This chapter is from the book

This chapter explores the various states a server goes through during startup and shutdown procedures. We first examine the path a machine takes from the moment power is applied to a fully running system and how it can be shut down safely.

We also discuss the concept of runlevels and how they are used to control the various applications available on a server. We then explore the preparations required to facilitate system recovery should the server experience difficulties.

As with all things, it is best to start at the beginning: boot loaders.

Boot Loaders

A systematic chain of events is triggered when power is applied to a machine. Commonly, this is called cold booting or simply booting. As power is applied to the system, a process called the Power On Self Test (POST) is initiated. This stage verifies that the hardware present within the system is operating properly and the saved configuration for the detected hardware within the system matches what is actually preset.

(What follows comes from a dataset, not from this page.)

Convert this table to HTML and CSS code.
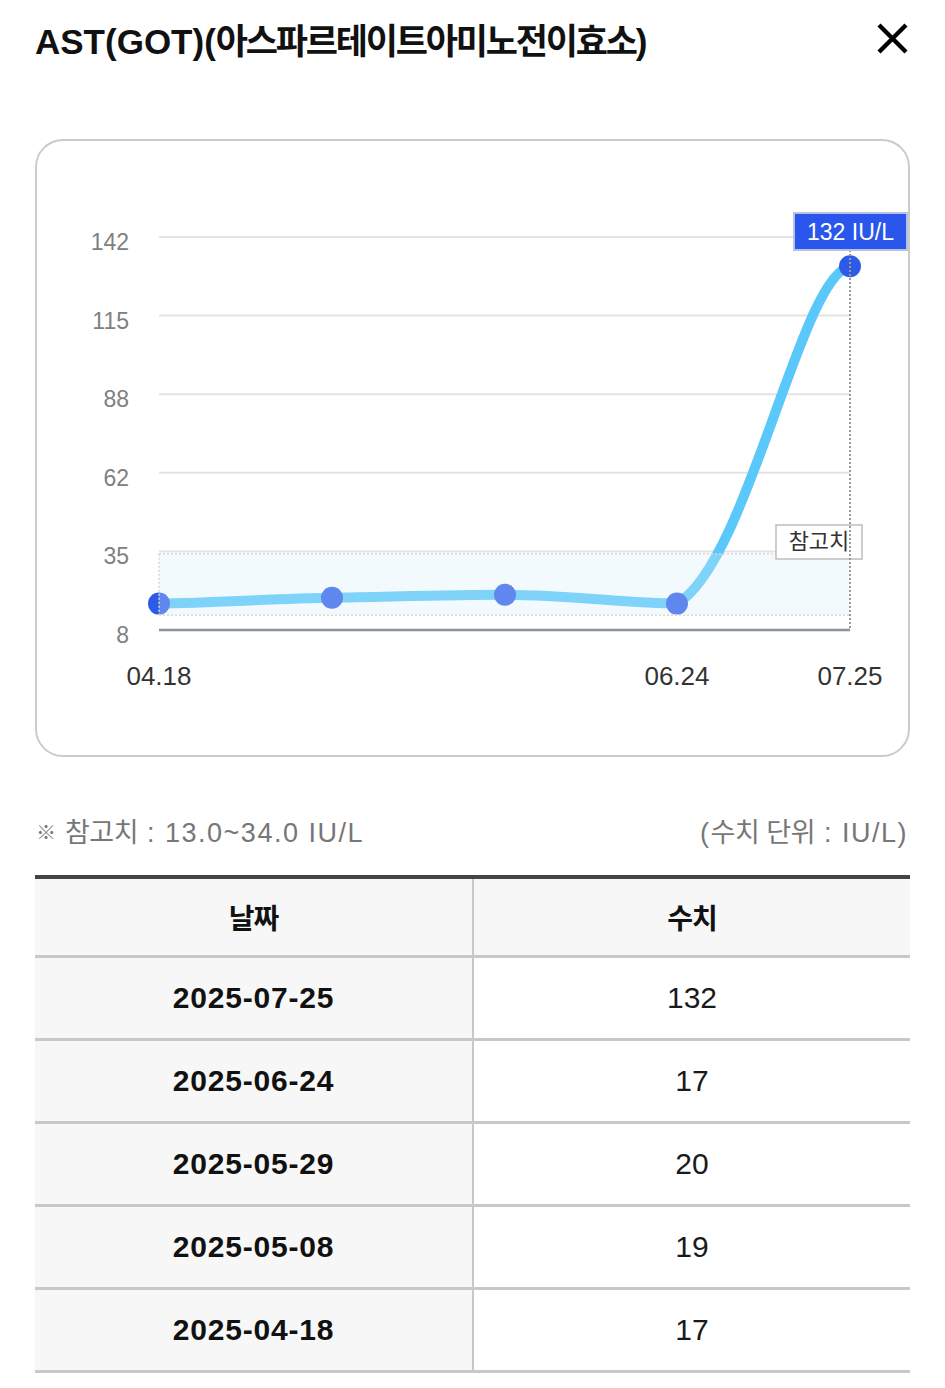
FILE: index.html
```html
<!DOCTYPE html>
<html lang="ko">
<head>
<meta charset="utf-8">
<title>AST(GOT)</title>
<link rel="stylesheet" href="styles.css">
</head>
<body>
<div class="page">
  <header class="top">
    <h1 class="title">AST(GOT)(<span class="ko">아스파르테이트아미노전이효소</span>)</h1>
    <button class="close" aria-label="닫기">
      <svg width="31" height="31" viewBox="0 0 31 31"><path d="M2 2 L29 29 M29 2 L2 29" stroke="#000" stroke-width="4.4" fill="none"/></svg>
    </button>
  </header>

  <section class="chart-card">
    <svg class="chart" viewBox="37 141 871 614" width="871" height="614">
      <g class="grid">
        <line x1="159" y1="237" x2="850" y2="237"/>
        <line x1="159" y1="315.6" x2="850" y2="315.6"/>
        <line x1="159" y1="394.2" x2="850" y2="394.2"/>
        <line x1="159" y1="472.8" x2="850" y2="472.8"/>
        <line x1="159" y1="551.4" x2="850" y2="551.4"/>
      </g>
      <line class="axis" x1="159" y1="630" x2="850" y2="630"/>
      <g class="ylab">
        <text x="129" y="250">142</text>
        <text x="129" y="328.6">115</text>
        <text x="129" y="407.2">88</text>
        <text x="129" y="485.8">62</text>
        <text x="129" y="564.4">35</text>
        <text x="129" y="643">8</text>
      </g>
      <g class="xlab">
        <text x="159" y="685">04.18</text>
        <text x="677" y="685">06.24</text>
        <text x="850" y="685">07.25</text>
      </g>
      <path class="series" d="M159 603.6 C217 602.6 275 598.6 332 597.7 C390 596.8 447 594.8 505 594.8 C565 594.8 630 603.6 677 603.6 C748 563 800 276 850 266.3"/>
      <g class="pts">
        <circle cx="159" cy="603.6" r="11"/>
        <circle cx="332" cy="597.7" r="11"/>
        <circle cx="505" cy="594.8" r="11"/>
        <circle cx="677" cy="603.6" r="11"/>
        <circle cx="850" cy="266.3" r="11"/>
      </g>
      <rect class="band" x="159" y="553.7" width="691" height="61.6"/>
      <g class="band-edge">
        <line x1="159" y1="553.7" x2="850" y2="553.7"/>
        <line x1="159" y1="615.3" x2="850" y2="615.3"/>
        <line x1="159" y1="553.7" x2="159" y2="615.3"/>
      </g>
      <rect class="ref-box" x="776" y="525" width="86" height="34"/>
      <text class="ref-label" x="819" y="549">참고치</text>
      <line class="cross" x1="850" y1="250" x2="850" y2="630"/>
      <rect class="tip-box" x="794" y="213" width="113" height="37"/>
      <text class="tip" x="850.5" y="239.5">132 IU/L</text>
    </svg>
  </section>

  <div class="note">
    <span><span class="mark">※</span> <span class="ko">참고치</span> : 13.0~34.0 IU/L</span>
    <span>(<span class="ko">수치 단위</span> : IU/L)</span>
  </div>

  <div class="table">
    <div class="cell head">날짜</div>
    <div class="cell head val">수치</div>

    <div class="cell date">2025-07-25</div>
    <div class="cell val">132</div>

    <div class="cell date">2025-06-24</div>
    <div class="cell val">17</div>

    <div class="cell date">2025-05-29</div>
    <div class="cell val">20</div>

    <div class="cell date">2025-05-08</div>
    <div class="cell val">19</div>

    <div class="cell date">2025-04-18</div>
    <div class="cell val">17</div>
  </div>
</div>
</body>
</html>
```

FILE: styles.css
```css
* { box-sizing: border-box; }

body {
  margin: 0;
  background: #fff;
  color: #111;
  font-family: "Liberation Sans", "Noto Sans CJK KR", sans-serif;
}

.top {
  display: flex;
  justify-content: space-between;
  align-items: flex-start;
  height: 66px;
  padding: 21px 37px 0 35px;
}

.title {
  margin: 0;
  font-size: 35px;
  line-height: 42px;
  font-weight: 700;
  color: #111;
}

.title .ko { letter-spacing: -2.2px; }

.close {
  display: block;
  width: 31px;
  height: 31px;
  margin-top: 2px;
  padding: 0;
  border: 0;
  background: none;
}

.close svg { display: block; }

.chart-card {
  height: 618px;
  margin: 73px 35px 0;
  border: 2px solid #cbcbcb;
  border-radius: 28px;
  overflow: hidden;
}

.chart { display: block; }

.grid line { stroke: #e3e3e3; stroke-width: 2; }
.axis { stroke: #89959b; stroke-width: 2.4; }

.ylab text { font-size: 23px; fill: #808080; text-anchor: end; }
.xlab text { font-size: 26px; fill: #333; text-anchor: middle; }

.series {
  fill: none;
  stroke: #5ac8fa;
  stroke-width: 10;
  stroke-linecap: round;
  stroke-linejoin: round;
}

.pts circle { fill: #2c5be8; }

.band { fill: rgb(215, 238, 248); fill-opacity: 0.3; }

.band-edge line {
  stroke: #d9d9d9;
  stroke-width: 1.5;
  stroke-dasharray: 2 2;
}

.ref-box { fill: #fff; stroke: #bdbdbd; stroke-width: 1.5; }
.ref-label { font-size: 22px; fill: #333; text-anchor: middle; }

.cross {
  stroke: #9a9a9a;
  stroke-width: 2;
  stroke-dasharray: 2 2;
}

.tip-box { fill: #2a56ec; stroke: #b6c2e6; stroke-width: 2; }
.tip { font-size: 23px; fill: #fff; text-anchor: middle; }

.note {
  display: flex;
  justify-content: space-between;
  margin: 58px 37px 0 36px;
  font-size: 27px;
  line-height: 36px;
  color: #777;
  letter-spacing: 1.5px;
}

.note .mark { font-size: 20px; letter-spacing: 0; vertical-align: 2px; }
.note .ko { letter-spacing: -0.5px; }

.table {
  display: grid;
  grid-template-columns: 437px 438px;
  margin: 24px 35px 0;
  border-top: 4px solid #444;
}

.cell {
  display: flex;
  align-items: center;
  justify-content: center;
  height: 83px;
  border-bottom: 3px solid #c8c8c8;
  font-size: 30px;
  color: #1a1a1a;
}

.cell.date {
  background: #f7f7f7;
  font-weight: 700;
  letter-spacing: 0.8px;
  color: #111;
}

.cell.val { border-left: 2px solid #c8c8c8; }

.cell.head {
  height: 79px;
  background: #f7f7f7;
  font-size: 28px;
  font-weight: 700;
  letter-spacing: -1px;
  color: #111;
}
```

At the end of the POST, control is passed to the Basic Input Output System (BIOS). This small set of instructions loads the stored configuration setting for the various pieces of hardware present within the server. These settings include the date, time, hard drive geometry, and the memory mappings of the various devices.

When this stage has successfully completed, the BIOS loads and executes the instruction found in the Master Boot Record (MBR) of the primary boot device. The MBR is relatively small and is in essence a pointer to the location of the next routine to be executed.

At this point, the SUSE LINUX install passes control over to a piece of software in the MBR that permits the loading of the system kernel. This type of program is called a boot loader.

"The Installation Overview" section of Chapter 1 presented two separate boot loaders available with the default install of SUSE Enterprise Server: LILO and Grub. Both of these routines allow for the targeting of the boot process to a specific boot device, kernel, and unique collection of kernel parameters.

Both LILO and Grub are two-stage boot loaders. The first stage is small enough to be made resident within the Master Boot Record of the volume. Its sole purpose is to properly load the second stage. Though both of these boot loaders have the same goal, there are significant differences in their capabilities. The YaST configuration utility should be used to configure the behavior of both boot loaders.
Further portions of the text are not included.